Canada’s NDP has proposed a 1 percent tax on wealth over $20 million and the idea is starting to stir some discussion. Sheila Block of the CCPA recently made some strong arguments for taxing wealth in a Toronto Star column with 70% of readers voting in favour, and an opinion piece in the Hill Times this week also argues it’s time to explore how governments can start to fairly tax capital.

Left to right: Attorney General David Eby, Premier John Horgan, Finance Minister Carole James announce a public inquiry into money laundering in BC. C4TF will take part in the inquiry with coalition members TI Canada and PWYP Canada.

Canadians for Tax Fairness to address money laundering commission:

After years of advocating for greater corporate transparency to fight Canada’s money laundering problem, C4TF and coalition members will take part in the upcoming Commission of Inquiry into Money Laundering in British Columbia.

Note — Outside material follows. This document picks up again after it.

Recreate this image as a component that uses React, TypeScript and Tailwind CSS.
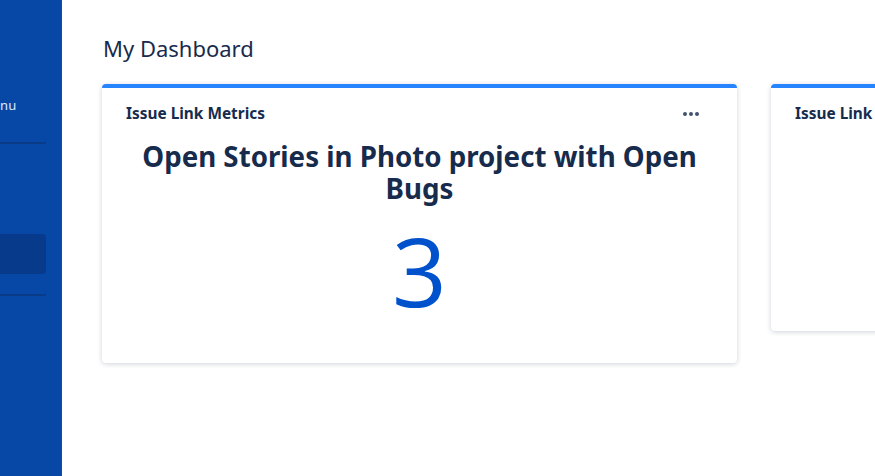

The inquiry was called earlier this year after multiple reports confirmed the extent of the province’s money laundering problem.

Together with Transparency International Canada and Publish What You Pay Canada, C4TF will highlight how opaque corporate transparency laws have contributed to the epidemic known as ‘snow-washing’ in BC. Our coalition will also address how a public registry of beneficial owners –the real owners of companies—would help law enforcement, tax authorities, realtors, and the public combat money laundering.

This week NDP leader Jagmeet Singh announced three measures to combat money laundering and speculation, including the creation of a pan-Canadian beneficial ownership registry of corporations, trusts and partnerships that own land, a dedicated RCMP anti-money laundering unit, and a national Foreign Buyer’s tax of 15 percent on the sale of homes to foreign buyers to curb speculation.